**To be done**. Reproduce the listing word for word. Skip any image.

**Stored data**.
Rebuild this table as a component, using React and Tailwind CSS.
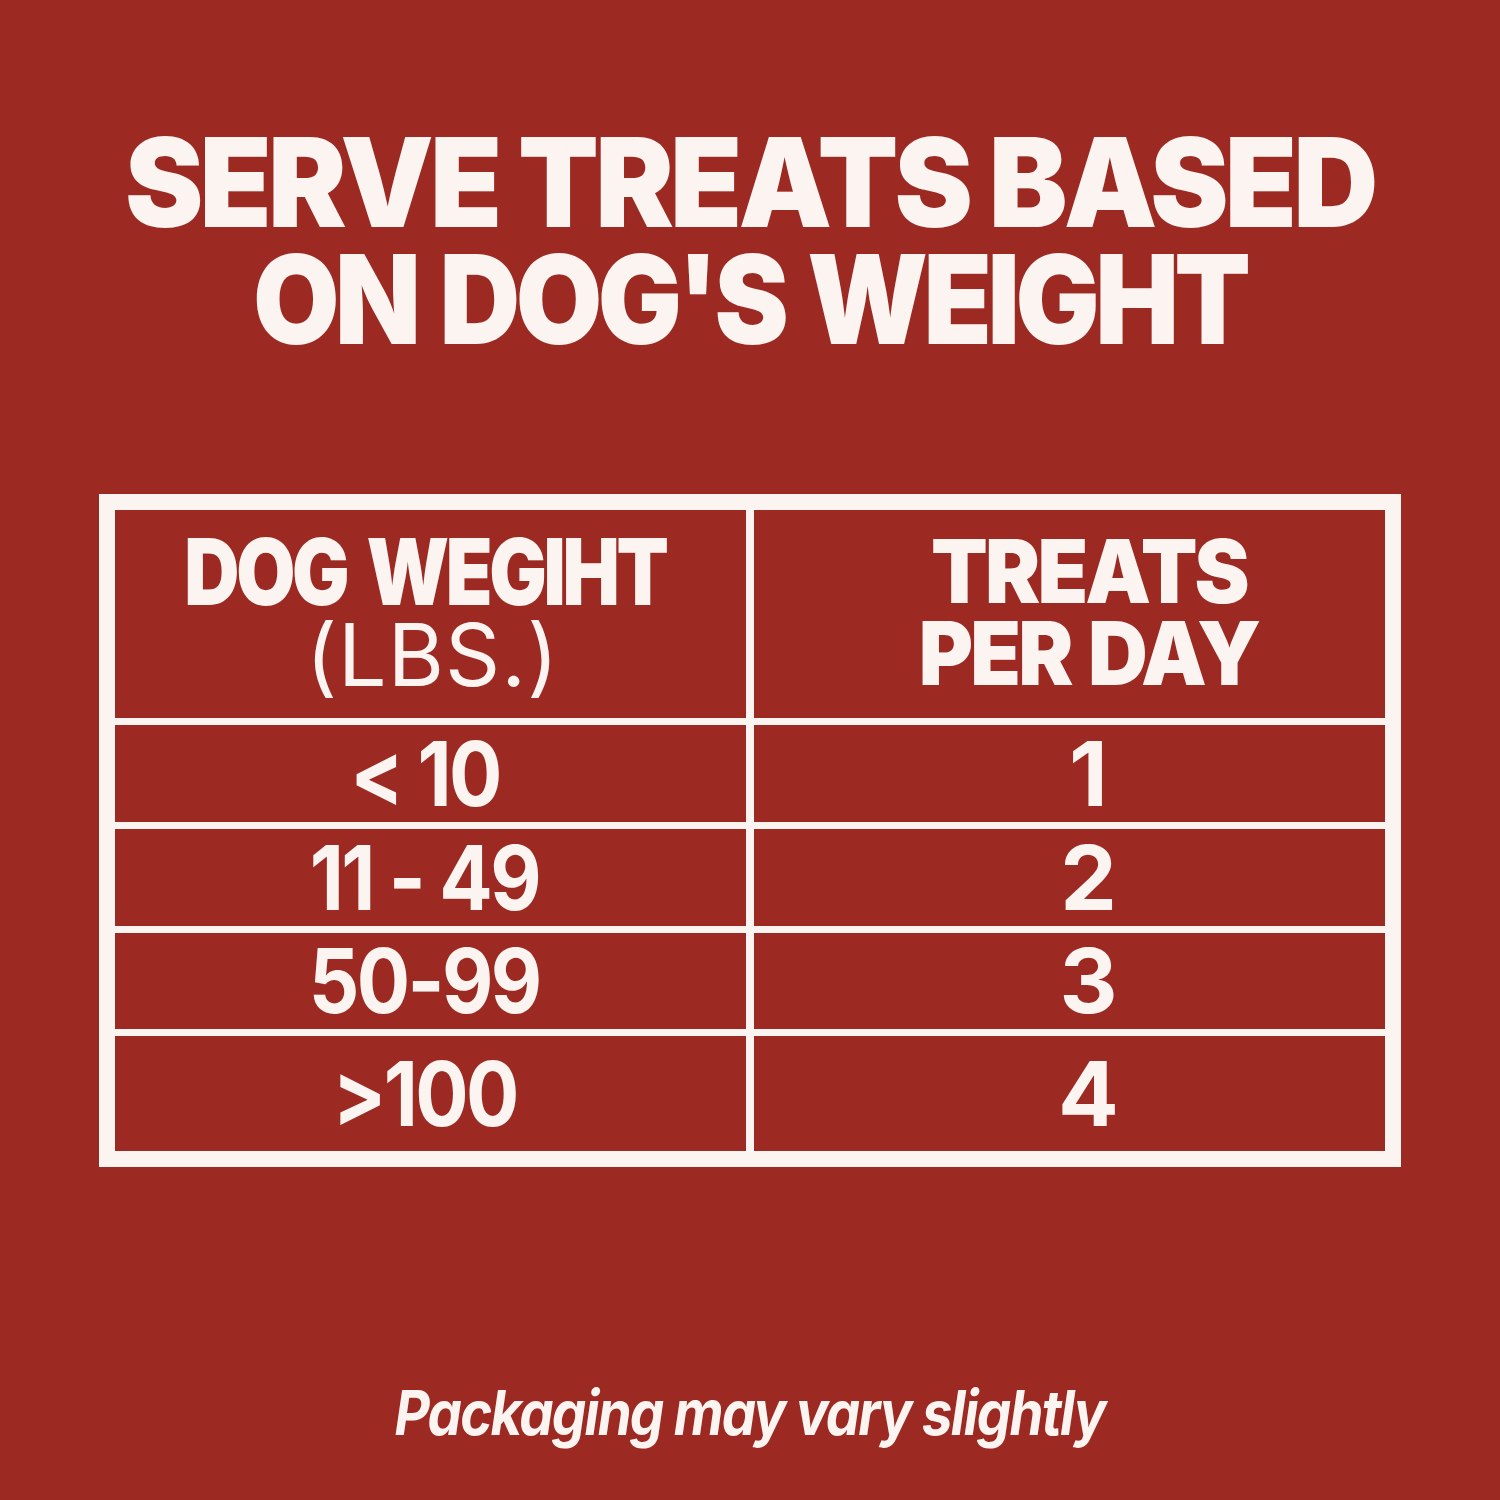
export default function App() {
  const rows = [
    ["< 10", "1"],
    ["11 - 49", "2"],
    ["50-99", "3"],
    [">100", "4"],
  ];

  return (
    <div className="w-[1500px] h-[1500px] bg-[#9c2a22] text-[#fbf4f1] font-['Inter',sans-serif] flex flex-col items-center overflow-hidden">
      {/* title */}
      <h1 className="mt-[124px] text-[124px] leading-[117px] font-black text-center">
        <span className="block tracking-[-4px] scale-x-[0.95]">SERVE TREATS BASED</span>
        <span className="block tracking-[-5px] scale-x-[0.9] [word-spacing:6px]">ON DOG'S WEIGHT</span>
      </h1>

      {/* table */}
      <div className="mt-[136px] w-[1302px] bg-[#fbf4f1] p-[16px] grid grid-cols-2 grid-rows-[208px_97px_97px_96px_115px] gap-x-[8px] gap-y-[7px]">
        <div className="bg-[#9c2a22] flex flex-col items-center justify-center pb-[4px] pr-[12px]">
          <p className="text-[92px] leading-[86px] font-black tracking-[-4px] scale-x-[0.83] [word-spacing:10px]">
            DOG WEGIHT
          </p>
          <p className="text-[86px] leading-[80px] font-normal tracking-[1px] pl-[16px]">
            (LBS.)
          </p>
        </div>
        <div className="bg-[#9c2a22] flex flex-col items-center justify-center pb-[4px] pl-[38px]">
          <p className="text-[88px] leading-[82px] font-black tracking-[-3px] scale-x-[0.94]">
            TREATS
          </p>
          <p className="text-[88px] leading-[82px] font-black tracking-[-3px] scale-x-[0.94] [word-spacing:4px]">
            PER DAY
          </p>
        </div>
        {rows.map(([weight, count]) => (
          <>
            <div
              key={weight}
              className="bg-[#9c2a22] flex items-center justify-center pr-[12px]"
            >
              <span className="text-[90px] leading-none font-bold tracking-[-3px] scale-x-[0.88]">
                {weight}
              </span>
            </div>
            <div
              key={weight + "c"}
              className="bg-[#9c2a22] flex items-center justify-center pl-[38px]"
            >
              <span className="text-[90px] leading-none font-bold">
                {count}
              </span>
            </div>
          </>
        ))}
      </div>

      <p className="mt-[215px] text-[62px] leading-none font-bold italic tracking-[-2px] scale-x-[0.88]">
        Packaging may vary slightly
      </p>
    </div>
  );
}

**Written response**.
Rebuild this table as a component, using React and Tailwind CSS.
export default function App() {
  const rows = [
    ["< 10", "1"],
    ["11 - 49", "2"],
    ["50-99", "3"],
    [">100", "4"],
  ];

  return (
    <div className="w-[1500px] h-[1500px] bg-[#9c2a22] text-[#fbf4f1] font-['Inter',sans-serif] flex flex-col items-center overflow-hidden">
      {/* title */}
      <h1 className="mt-[124px] text-[124px] leading-[117px] font-black text-center">
        <span className="block tracking-[-4px] scale-x-[0.95]">SERVE TREATS BASED</span>
        <span className="block tracking-[-5px] scale-x-[0.9] [word-spacing:6px]">ON DOG'S WEIGHT</span>
      </h1>

      {/* table */}
      <div className="mt-[136px] w-[1302px] bg-[#fbf4f1] p-[16px] grid grid-cols-2 grid-rows-[208px_97px_97px_96px_115px] gap-x-[8px] gap-y-[7px]">
        <div className="bg-[#9c2a22] flex flex-col items-center justify-center pb-[4px] pr-[12px]">
          <p className="text-[92px] leading-[86px] font-black tracking-[-4px] scale-x-[0.83] [word-spacing:10px]">
            DOG WEGIHT
          </p>
          <p className="text-[86px] leading-[80px] font-normal tracking-[1px] pl-[16px]">
            (LBS.)
          </p>
        </div>
        <div className="bg-[#9c2a22] flex flex-col items-center justify-center pb-[4px] pl-[38px]">
          <p className="text-[88px] leading-[82px] font-black tracking-[-3px] scale-x-[0.94]">
            TREATS
          </p>
          <p className="text-[88px] leading-[82px] font-black tracking-[-3px] scale-x-[0.94] [word-spacing:4px]">
            PER DAY
          </p>
        </div>
        {rows.map(([weight, count]) => (
          <>
            <div
              key={weight}
              className="bg-[#9c2a22] flex items-center justify-center pr-[12px]"
            >
              <span className="text-[90px] leading-none font-bold tracking-[-3px] scale-x-[0.88]">
                {weight}
              </span>
            </div>
            <div
              key={weight + "c"}
              className="bg-[#9c2a22] flex items-center justify-center pl-[38px]"
            >
              <span className="text-[90px] leading-none font-bold">
                {count}
              </span>
            </div>
          </>
        ))}
      </div>

      <p className="mt-[215px] text-[62px] leading-none font-bold italic tracking-[-2px] scale-x-[0.88]">
        Packaging may vary slightly
      </p>
    </div>
  );
}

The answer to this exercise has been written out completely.